Ao final da viagem, o grupo trouxe uma extensa coleção zoológica, botânica e geológica, além de exemplares de artesanato cearense, desenhos e aquarelas, que ilustram as páginas do livro. Todo esse legado resultou em um aumento significativo das coleções do Museu Nacional e do Museu Imperial. O primeiro, por exemplo, ficou com o denso e até hoje consultado herbário do botânico Freire Alemão.
‘Comissão das Borboletas’ e outros apelidos
Mas por que, com tanto investimento do Império, a Comissão não conseguiu levar adiante o projeto de uma grande publicação? Para Kury, os motivos para esse relativo fracasso vieram de várias instâncias. “Além de não haver uma comunidade de cientistas brasileiros que desse continuidade à produção da Comissão, houve também imprevistos que prejudicaram os materiais da viagem”, conta a historiadora.
A sociedade, em geral, também não se mobilizou muito em relação à Comissão. Muito pelo contrário: havia total descrédito perante seus integrantes e objetivos. “Naquela época, se tinha uma visão da ciência totalmente aplicada a um objetivo concreto e econômico, como a busca por ouro”, explica Kury. “Por isso, todo o trabalho de pesquisa mais básica era visto como supérfluo.” Não à toa, um dos (muitos) nomes jocosos conferidos ao grupo foi ‘Comissão das Borboletas’, numa alusão à suposta superficialidade à qual ela se dedicava.

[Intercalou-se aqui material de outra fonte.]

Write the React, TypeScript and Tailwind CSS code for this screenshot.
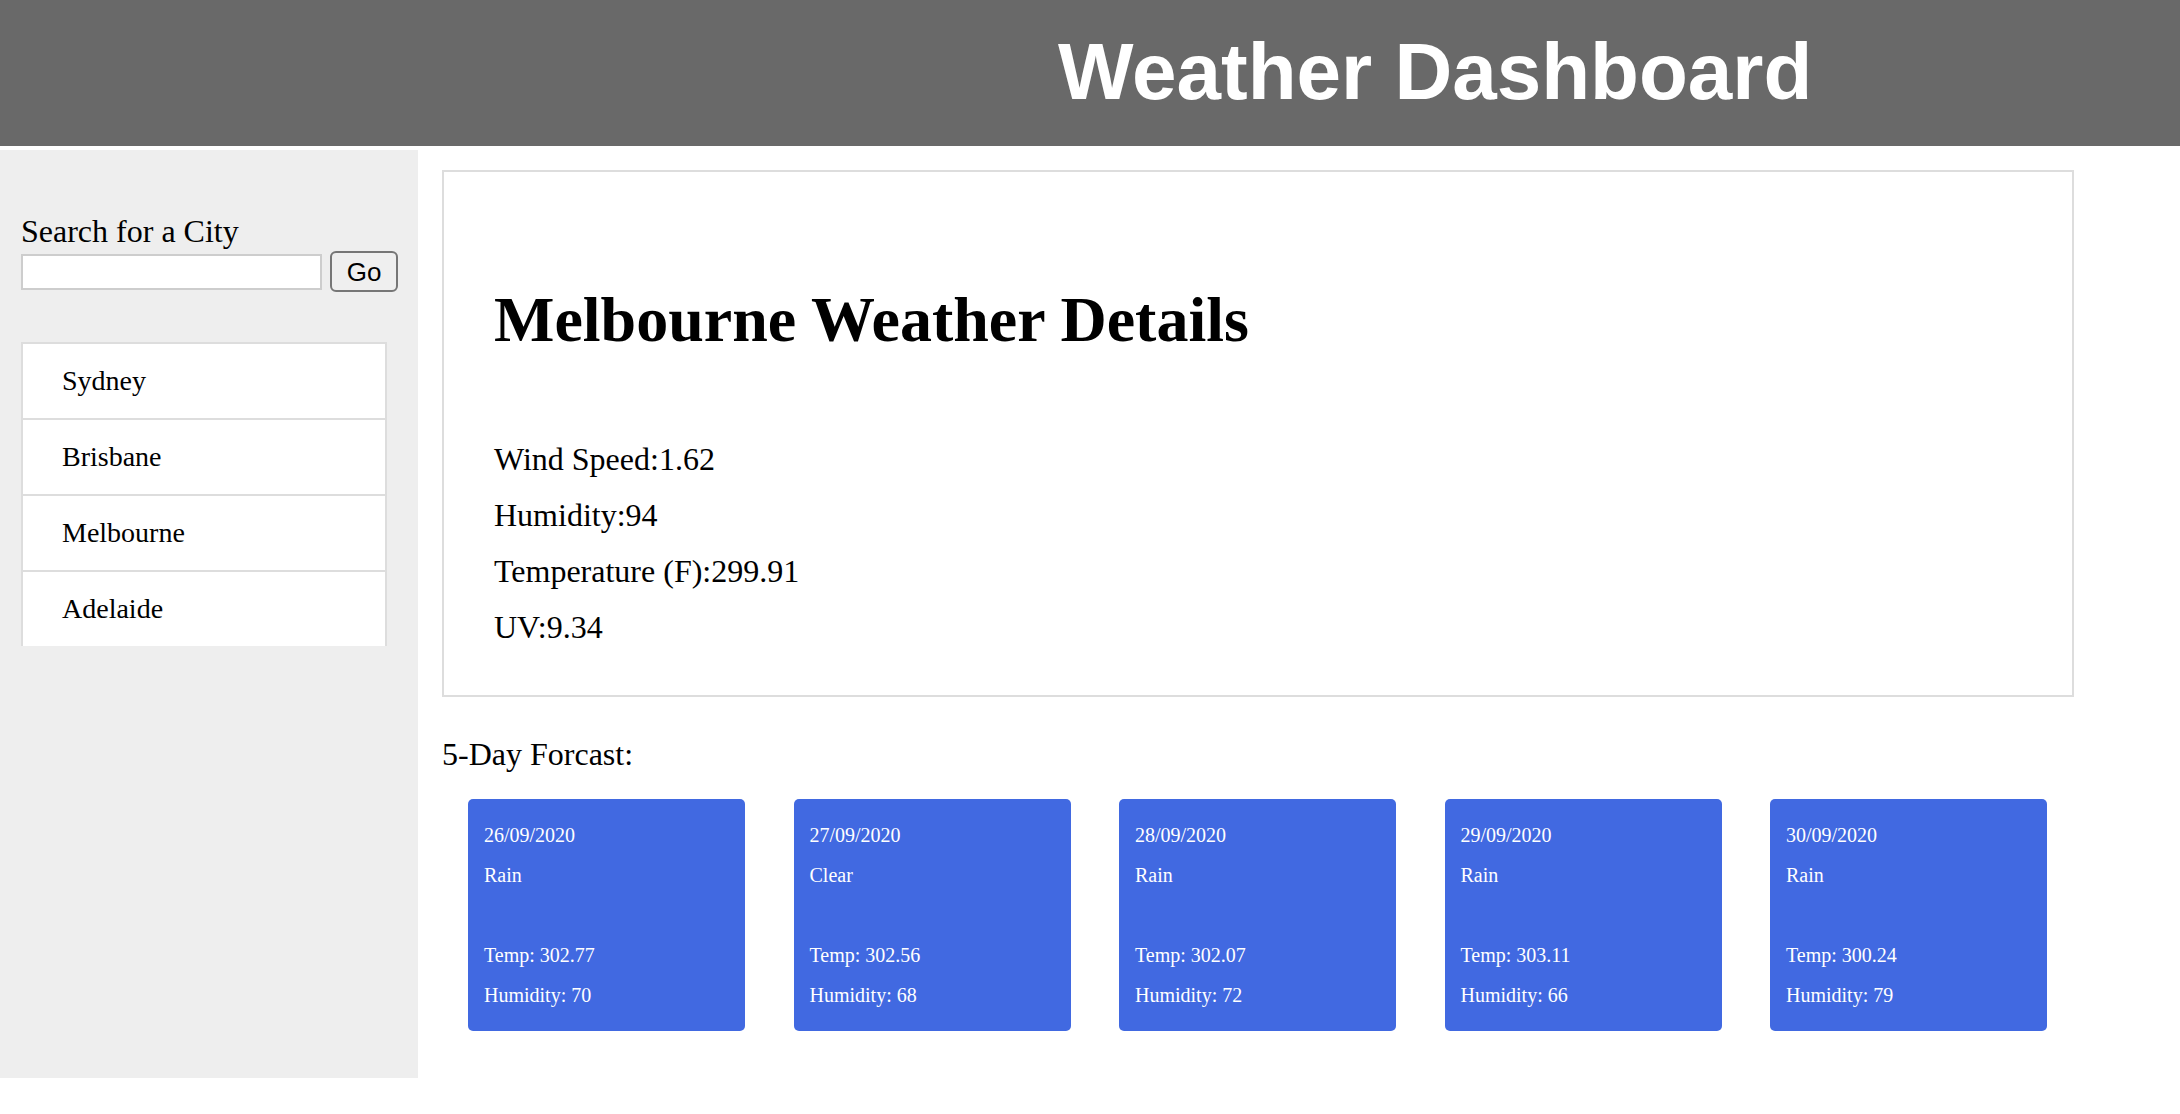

A própria memória da expedição ficou muito mais marcada por alguns acontecimentos pitorescos e picantes do que pelas coleções que formou e textos que produziu. Uma das histórias mais comentadas é sobre a tentativa de aclimatação de dromedários no Brasil, que trouxe 14 desses animais, acompanhados de quatro argelinos, à capital cearense. Também a fama dos membros da Comissão de namoradores lhes conferiu um apelido inusitado: ‘Comissão Defloradora’.